-- start Extracted data --

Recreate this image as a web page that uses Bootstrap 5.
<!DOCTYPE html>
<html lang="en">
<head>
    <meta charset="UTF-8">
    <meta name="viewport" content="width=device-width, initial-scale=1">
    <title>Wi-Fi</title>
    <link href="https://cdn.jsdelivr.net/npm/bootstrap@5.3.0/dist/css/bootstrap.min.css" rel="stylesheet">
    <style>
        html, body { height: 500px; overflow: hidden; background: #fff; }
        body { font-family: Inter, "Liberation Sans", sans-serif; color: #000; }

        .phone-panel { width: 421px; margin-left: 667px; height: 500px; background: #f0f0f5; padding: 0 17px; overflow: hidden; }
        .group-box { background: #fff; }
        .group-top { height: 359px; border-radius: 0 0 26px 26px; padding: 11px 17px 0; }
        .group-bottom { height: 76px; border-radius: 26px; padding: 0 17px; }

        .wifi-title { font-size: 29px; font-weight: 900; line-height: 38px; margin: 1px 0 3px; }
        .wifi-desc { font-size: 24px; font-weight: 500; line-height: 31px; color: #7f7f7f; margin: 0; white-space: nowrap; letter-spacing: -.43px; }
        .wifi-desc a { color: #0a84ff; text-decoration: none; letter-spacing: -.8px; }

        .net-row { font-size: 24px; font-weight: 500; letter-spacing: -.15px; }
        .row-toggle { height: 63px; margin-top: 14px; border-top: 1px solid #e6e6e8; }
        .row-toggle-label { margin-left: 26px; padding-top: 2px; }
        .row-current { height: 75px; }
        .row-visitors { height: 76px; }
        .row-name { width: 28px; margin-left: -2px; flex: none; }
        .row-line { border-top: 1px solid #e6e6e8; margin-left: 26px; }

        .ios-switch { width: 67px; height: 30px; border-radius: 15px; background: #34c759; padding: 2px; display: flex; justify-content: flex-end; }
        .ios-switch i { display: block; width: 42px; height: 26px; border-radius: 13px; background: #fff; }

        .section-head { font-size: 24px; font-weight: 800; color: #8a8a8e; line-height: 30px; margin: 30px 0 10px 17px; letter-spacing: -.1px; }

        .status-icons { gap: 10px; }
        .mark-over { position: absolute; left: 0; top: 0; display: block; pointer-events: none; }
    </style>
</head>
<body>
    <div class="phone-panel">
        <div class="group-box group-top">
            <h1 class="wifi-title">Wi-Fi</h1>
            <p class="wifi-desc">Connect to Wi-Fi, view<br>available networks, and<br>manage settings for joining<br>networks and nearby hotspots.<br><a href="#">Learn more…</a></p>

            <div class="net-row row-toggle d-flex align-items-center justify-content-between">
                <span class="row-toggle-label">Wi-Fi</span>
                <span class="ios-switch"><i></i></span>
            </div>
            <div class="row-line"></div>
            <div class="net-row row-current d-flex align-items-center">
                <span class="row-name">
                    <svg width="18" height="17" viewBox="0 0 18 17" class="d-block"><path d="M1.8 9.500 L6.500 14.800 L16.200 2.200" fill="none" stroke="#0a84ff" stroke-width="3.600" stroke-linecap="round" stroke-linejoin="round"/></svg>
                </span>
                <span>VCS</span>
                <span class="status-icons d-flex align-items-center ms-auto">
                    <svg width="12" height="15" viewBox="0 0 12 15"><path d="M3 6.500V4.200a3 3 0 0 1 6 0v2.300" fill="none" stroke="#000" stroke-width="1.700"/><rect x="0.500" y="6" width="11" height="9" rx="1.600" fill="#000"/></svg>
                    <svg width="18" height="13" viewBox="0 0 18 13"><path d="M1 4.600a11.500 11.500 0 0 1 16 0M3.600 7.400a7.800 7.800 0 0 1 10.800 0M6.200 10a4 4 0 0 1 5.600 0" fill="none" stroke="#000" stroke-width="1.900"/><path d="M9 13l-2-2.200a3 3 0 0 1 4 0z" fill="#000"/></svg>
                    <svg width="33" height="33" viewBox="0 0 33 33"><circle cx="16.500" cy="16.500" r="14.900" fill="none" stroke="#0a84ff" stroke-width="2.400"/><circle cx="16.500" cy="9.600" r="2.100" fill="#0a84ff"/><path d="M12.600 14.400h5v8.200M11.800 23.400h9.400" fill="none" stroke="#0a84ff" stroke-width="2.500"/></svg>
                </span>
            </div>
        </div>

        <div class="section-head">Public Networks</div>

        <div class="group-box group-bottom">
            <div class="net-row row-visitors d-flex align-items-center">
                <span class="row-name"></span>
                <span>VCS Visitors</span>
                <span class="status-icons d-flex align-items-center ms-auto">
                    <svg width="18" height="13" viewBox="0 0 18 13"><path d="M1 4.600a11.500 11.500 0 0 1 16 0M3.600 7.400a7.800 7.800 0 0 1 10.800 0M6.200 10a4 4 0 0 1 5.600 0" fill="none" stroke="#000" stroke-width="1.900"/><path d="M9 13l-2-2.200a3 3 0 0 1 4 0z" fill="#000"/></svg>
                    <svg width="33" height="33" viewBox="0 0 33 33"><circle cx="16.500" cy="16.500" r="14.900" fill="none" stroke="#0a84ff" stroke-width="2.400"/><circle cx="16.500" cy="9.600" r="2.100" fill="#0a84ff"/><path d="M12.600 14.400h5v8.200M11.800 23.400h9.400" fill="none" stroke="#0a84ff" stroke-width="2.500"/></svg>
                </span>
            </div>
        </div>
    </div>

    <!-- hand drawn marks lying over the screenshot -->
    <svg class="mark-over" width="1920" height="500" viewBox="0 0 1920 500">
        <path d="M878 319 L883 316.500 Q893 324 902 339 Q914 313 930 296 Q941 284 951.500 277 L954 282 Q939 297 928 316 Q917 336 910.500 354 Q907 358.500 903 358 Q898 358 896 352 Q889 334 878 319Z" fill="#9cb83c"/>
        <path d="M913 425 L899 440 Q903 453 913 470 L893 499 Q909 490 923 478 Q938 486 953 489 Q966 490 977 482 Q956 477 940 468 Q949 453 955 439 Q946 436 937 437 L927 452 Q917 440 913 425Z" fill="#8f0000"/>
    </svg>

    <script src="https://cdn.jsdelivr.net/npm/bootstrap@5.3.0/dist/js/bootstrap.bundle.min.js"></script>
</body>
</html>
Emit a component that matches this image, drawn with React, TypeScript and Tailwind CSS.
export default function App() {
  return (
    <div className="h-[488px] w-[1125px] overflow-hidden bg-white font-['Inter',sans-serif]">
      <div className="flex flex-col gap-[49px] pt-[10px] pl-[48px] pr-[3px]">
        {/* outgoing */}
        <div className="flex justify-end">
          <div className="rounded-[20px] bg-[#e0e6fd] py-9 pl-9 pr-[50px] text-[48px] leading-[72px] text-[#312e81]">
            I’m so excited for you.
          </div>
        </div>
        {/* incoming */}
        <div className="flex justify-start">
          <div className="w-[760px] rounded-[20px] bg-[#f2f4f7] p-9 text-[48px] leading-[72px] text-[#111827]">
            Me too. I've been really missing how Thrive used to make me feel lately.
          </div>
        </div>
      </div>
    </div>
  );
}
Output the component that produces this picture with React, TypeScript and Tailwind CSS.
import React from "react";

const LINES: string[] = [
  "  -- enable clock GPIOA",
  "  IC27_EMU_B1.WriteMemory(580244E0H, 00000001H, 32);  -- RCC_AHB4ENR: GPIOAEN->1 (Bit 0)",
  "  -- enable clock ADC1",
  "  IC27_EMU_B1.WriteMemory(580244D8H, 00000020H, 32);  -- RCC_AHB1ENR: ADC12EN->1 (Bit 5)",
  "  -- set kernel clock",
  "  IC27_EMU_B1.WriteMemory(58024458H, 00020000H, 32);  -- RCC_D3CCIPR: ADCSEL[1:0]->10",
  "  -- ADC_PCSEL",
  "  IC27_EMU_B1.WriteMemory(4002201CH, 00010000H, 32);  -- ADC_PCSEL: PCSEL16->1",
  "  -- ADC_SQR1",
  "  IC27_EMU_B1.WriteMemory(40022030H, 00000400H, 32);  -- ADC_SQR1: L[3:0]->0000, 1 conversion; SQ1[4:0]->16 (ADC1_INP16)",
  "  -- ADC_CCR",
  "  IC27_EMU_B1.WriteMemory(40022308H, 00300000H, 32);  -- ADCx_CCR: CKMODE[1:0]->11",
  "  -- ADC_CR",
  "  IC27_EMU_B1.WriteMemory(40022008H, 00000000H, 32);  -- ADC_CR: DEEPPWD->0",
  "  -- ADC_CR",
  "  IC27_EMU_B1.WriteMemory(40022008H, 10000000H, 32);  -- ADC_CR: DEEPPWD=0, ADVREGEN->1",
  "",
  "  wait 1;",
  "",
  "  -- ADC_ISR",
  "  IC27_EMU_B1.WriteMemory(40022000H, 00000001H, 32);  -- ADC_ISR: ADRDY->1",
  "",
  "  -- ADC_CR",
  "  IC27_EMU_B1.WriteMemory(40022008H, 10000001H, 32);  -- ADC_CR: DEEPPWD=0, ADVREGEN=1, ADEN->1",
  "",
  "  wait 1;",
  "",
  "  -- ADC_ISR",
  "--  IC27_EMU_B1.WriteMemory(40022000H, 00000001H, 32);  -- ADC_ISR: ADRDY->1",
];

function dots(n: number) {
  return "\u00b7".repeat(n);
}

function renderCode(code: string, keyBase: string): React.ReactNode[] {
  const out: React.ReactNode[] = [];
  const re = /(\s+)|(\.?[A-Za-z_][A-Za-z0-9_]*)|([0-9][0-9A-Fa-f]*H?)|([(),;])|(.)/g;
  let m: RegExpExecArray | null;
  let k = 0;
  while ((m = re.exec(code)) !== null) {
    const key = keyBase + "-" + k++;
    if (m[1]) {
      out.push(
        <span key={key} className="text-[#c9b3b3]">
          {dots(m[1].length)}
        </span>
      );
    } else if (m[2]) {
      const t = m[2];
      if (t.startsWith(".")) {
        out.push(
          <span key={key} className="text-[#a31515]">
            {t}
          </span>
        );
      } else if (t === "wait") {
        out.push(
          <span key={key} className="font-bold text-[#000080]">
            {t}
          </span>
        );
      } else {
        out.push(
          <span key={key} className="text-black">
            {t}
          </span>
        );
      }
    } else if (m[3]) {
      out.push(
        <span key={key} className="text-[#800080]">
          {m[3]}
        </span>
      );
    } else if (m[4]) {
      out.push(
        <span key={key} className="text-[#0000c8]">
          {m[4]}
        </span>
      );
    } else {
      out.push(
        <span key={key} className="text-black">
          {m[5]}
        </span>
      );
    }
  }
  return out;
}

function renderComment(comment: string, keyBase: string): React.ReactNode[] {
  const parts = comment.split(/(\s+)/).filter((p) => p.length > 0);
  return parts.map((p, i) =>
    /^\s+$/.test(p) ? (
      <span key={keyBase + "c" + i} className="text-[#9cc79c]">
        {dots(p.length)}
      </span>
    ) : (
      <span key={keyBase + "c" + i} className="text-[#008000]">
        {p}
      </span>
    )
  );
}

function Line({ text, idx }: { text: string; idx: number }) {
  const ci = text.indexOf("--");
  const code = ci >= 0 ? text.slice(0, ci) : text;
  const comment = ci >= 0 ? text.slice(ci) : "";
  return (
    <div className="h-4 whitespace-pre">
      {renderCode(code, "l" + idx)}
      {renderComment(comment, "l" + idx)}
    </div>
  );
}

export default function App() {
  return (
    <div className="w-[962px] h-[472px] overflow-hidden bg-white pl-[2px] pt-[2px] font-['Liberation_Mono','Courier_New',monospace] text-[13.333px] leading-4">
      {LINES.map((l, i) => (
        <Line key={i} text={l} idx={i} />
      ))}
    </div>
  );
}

-- end Extracted data --

> Exercise requirements:
Give the lines again, exactly as they stand, from the beginning of the data through the line with "76px; border-radius: 26px;".

> Full response:
Recreate this image as a web page that uses Bootstrap 5.
<!DOCTYPE html>
<html lang="en">
<head>
    <meta charset="UTF-8">
    <meta name="viewport" content="width=device-width, initial-scale=1">
    <title>Wi-Fi</title>
    <link href="https://cdn.jsdelivr.net/npm/bootstrap@5.3.0/dist/css/bootstrap.min.css" rel="stylesheet">
    <style>
        html, body { height: 500px; overflow: hidden; background: #fff; }
        body { font-family: Inter, "Liberation Sans", sans-serif; color: #000; }

        .phone-panel { width: 421px; margin-left: 667px; height: 500px; background: #f0f0f5; padding: 0 17px; overflow: hidden; }
        .group-box { background: #fff; }
        .group-top { height: 359px; border-radius: 0 0 26px 26px; padding: 11px 17px 0; }
        .group-bottom { height: 76px; border-radius: 26px; padding: 0 17px; }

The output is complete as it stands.